● The problem
Repeat the material exactly from its first line to the line that includes "string; parent?: boolean;". Skip pictures.

● Dataset extract
——

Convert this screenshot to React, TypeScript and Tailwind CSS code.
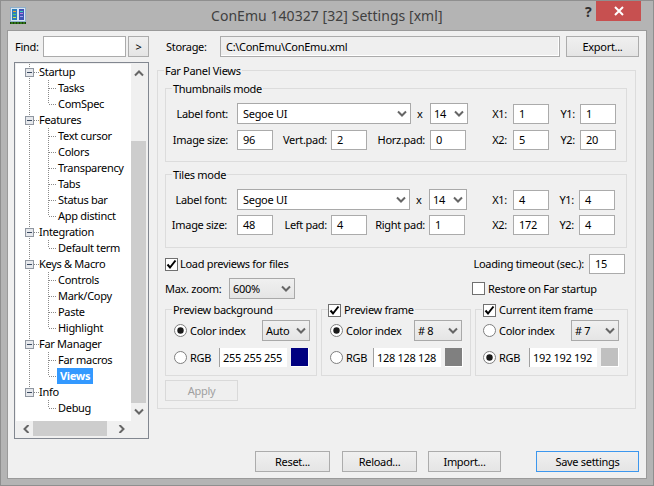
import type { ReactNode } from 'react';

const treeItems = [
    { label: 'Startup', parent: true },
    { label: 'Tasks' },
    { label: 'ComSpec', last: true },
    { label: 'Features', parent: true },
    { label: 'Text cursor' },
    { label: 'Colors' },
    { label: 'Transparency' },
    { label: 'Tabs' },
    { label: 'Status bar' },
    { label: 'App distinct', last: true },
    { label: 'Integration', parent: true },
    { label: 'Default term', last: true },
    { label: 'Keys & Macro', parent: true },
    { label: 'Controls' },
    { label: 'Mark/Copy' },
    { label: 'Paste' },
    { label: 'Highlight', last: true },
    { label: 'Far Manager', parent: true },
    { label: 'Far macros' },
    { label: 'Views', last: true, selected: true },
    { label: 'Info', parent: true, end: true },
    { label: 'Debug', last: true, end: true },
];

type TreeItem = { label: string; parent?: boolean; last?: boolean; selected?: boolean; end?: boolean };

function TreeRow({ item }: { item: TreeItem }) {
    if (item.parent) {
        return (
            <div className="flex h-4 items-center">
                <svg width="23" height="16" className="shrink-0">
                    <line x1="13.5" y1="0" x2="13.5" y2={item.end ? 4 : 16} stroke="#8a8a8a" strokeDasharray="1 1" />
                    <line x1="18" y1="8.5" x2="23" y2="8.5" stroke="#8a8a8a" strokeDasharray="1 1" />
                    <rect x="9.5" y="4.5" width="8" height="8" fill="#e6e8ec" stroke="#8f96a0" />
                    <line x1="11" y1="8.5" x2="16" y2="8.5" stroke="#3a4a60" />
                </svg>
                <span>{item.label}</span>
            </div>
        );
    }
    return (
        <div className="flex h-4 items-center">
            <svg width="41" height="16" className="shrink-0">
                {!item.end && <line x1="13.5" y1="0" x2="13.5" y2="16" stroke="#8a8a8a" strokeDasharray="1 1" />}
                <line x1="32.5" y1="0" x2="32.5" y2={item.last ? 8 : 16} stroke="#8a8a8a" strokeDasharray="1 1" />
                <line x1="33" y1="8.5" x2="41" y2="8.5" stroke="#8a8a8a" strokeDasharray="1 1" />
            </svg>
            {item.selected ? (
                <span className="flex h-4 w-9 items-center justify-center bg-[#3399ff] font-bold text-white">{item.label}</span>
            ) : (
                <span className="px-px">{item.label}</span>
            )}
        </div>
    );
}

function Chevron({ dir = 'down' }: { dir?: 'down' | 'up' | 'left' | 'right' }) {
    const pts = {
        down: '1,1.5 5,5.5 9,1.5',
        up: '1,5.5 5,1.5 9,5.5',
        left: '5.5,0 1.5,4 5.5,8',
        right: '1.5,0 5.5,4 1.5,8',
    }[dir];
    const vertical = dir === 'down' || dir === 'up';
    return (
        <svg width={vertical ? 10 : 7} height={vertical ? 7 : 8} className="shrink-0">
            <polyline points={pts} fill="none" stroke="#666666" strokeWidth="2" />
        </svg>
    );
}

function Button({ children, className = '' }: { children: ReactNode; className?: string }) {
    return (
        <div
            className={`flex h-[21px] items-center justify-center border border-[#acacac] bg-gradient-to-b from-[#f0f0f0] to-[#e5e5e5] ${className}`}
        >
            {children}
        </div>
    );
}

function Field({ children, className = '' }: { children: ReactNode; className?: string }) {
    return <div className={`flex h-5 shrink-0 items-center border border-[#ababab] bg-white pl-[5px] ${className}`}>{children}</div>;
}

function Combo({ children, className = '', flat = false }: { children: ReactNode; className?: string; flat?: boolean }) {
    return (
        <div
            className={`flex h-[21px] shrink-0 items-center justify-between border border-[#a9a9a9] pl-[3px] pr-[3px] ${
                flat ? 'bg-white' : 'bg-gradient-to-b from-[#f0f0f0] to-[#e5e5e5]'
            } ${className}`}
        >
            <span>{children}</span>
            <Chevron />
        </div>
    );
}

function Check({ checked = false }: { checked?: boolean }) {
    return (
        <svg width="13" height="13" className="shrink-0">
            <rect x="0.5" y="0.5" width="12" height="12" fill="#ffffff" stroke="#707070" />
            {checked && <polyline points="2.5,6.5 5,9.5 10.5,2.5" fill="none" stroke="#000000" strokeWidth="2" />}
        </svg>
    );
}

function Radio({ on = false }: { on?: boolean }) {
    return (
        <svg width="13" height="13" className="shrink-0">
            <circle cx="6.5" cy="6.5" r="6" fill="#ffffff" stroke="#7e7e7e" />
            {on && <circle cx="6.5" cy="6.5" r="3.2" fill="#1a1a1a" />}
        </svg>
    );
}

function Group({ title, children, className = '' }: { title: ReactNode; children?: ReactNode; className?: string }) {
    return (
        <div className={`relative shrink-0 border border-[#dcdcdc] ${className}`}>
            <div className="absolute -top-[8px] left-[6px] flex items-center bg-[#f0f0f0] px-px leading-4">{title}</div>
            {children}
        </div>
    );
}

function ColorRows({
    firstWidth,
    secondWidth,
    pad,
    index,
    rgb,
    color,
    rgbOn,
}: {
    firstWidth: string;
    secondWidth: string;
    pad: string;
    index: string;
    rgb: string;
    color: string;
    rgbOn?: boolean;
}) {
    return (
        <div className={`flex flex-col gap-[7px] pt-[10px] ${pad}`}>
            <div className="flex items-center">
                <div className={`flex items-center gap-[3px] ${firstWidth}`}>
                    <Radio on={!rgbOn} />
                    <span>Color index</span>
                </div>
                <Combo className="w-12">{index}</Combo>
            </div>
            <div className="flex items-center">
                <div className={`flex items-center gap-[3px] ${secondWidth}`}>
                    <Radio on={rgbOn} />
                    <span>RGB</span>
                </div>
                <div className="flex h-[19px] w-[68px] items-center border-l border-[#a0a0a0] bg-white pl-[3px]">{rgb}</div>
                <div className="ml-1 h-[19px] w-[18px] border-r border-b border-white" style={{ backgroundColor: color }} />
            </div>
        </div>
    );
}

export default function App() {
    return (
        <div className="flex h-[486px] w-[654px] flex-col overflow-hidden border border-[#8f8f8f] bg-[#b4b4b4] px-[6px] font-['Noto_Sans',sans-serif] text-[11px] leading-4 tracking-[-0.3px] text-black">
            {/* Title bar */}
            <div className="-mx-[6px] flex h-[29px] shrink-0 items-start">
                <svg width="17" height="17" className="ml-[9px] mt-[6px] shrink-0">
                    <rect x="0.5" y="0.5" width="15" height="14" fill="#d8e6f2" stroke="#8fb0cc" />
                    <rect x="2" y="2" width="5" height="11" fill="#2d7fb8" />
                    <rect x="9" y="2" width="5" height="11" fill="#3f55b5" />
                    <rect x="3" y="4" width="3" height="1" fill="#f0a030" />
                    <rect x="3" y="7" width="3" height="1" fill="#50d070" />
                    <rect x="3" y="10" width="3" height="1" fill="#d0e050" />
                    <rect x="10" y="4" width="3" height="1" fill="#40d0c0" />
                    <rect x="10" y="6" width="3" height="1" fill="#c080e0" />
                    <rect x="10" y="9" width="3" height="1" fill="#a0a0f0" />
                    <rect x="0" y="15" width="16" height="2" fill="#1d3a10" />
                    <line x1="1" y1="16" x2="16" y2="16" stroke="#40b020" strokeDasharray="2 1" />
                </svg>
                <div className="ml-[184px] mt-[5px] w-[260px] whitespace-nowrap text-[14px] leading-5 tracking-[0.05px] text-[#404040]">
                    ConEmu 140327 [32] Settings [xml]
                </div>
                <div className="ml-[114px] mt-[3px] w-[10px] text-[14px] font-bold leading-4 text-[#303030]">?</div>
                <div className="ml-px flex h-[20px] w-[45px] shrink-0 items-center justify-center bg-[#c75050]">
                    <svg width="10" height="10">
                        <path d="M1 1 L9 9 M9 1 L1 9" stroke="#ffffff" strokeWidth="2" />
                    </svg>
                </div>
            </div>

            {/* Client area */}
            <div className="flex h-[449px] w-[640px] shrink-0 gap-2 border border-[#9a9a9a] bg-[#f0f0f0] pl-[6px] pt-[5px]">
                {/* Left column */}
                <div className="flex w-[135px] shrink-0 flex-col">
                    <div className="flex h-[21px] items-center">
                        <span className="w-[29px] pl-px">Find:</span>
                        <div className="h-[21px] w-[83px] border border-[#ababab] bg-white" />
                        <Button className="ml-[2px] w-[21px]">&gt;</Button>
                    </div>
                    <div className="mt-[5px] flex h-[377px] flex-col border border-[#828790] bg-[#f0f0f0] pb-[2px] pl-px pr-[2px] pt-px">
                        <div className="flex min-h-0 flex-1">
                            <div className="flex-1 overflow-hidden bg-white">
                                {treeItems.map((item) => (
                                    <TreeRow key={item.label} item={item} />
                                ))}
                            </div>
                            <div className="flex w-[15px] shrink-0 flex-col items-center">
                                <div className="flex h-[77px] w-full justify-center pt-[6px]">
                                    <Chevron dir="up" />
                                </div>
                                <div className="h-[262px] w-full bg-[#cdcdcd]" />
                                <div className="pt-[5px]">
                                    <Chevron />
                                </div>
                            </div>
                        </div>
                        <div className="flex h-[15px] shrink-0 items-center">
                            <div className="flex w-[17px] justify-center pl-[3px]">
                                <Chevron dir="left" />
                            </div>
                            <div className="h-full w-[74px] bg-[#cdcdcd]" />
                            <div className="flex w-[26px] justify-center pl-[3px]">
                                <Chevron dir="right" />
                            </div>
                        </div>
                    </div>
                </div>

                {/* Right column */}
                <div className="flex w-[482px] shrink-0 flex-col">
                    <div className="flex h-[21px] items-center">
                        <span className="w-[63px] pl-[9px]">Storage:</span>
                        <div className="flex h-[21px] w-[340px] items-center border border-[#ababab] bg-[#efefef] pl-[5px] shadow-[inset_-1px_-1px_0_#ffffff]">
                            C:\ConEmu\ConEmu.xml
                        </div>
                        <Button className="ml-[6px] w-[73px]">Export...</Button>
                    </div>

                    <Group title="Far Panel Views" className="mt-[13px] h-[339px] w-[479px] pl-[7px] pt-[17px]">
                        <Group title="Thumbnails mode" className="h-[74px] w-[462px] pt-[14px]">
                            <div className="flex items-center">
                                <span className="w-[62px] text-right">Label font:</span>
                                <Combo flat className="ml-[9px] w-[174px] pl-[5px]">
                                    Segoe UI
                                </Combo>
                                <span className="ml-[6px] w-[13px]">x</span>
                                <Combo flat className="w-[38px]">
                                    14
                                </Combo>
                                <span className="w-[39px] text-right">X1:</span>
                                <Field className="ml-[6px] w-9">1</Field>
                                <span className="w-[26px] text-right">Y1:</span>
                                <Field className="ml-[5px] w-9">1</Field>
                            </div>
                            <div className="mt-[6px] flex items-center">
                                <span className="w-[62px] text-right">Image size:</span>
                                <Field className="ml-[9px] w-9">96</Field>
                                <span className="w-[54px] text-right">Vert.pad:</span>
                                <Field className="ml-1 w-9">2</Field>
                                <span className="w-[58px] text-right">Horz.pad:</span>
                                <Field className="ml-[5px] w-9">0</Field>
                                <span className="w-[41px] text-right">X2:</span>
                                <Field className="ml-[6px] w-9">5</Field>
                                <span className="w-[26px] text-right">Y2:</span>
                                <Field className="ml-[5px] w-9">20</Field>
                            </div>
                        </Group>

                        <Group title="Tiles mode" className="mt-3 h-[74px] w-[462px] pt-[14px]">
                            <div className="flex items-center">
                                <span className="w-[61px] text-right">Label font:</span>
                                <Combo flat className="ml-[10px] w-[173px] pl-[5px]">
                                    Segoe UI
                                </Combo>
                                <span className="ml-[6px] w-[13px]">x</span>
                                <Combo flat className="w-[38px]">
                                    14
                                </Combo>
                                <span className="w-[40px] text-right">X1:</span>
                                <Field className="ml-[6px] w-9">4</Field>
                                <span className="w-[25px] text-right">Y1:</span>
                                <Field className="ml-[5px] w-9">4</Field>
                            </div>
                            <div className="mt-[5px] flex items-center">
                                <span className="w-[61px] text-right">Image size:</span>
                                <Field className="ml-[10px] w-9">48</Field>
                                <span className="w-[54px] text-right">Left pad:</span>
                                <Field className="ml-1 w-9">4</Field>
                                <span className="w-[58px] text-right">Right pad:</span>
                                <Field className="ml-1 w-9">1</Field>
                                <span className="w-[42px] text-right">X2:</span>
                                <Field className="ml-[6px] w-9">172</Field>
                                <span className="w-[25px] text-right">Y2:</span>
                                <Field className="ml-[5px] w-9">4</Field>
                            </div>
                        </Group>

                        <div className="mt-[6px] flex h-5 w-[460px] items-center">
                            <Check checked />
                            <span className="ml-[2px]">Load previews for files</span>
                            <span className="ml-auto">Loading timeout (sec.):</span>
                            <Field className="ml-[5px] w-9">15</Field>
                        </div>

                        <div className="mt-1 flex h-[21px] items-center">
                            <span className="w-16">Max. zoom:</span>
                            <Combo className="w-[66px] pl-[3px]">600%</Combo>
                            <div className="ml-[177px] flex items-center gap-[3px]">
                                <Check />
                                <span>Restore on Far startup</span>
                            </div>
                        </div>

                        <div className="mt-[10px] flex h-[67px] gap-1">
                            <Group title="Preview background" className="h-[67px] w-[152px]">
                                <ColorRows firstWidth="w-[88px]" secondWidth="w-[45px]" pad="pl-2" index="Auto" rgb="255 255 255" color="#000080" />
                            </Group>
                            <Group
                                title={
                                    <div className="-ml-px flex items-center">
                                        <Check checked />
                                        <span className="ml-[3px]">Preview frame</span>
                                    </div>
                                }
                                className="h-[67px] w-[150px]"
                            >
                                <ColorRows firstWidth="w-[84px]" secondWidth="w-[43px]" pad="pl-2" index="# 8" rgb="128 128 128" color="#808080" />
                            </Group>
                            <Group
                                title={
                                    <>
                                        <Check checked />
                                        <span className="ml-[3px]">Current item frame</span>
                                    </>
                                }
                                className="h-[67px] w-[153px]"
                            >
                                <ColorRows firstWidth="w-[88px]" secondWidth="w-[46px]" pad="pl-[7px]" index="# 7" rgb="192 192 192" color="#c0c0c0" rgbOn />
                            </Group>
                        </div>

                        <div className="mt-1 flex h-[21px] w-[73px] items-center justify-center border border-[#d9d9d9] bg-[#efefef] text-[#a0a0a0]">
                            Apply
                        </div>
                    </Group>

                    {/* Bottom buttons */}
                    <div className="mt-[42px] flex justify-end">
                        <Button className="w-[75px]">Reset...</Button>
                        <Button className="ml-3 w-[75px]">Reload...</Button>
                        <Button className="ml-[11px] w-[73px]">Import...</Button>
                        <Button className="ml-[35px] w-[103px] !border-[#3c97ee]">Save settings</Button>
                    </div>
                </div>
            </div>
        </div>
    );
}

——

● Result of this task
Convert this screenshot to React, TypeScript and Tailwind CSS code.
import type { ReactNode } from 'react';

const treeItems = [
    { label: 'Startup', parent: true },
    { label: 'Tasks' },
    { label: 'ComSpec', last: true },
    { label: 'Features', parent: true },
    { label: 'Text cursor' },
    { label: 'Colors' },
    { label: 'Transparency' },
    { label: 'Tabs' },
    { label: 'Status bar' },
    { label: 'App distinct', last: true },
    { label: 'Integration', parent: true },
    { label: 'Default term', last: true },
    { label: 'Keys & Macro', parent: true },
    { label: 'Controls' },
    { label: 'Mark/Copy' },
    { label: 'Paste' },
    { label: 'Highlight', last: true },
    { label: 'Far Manager', parent: true },
    { label: 'Far macros' },
    { label: 'Views', last: true, selected: true },
    { label: 'Info', parent: true, end: true },
    { label: 'Debug', last: true, end: true },
];

type TreeItem = { label: string; parent?: boolean; last?: boolean; selected?: boolean; end?: boolean };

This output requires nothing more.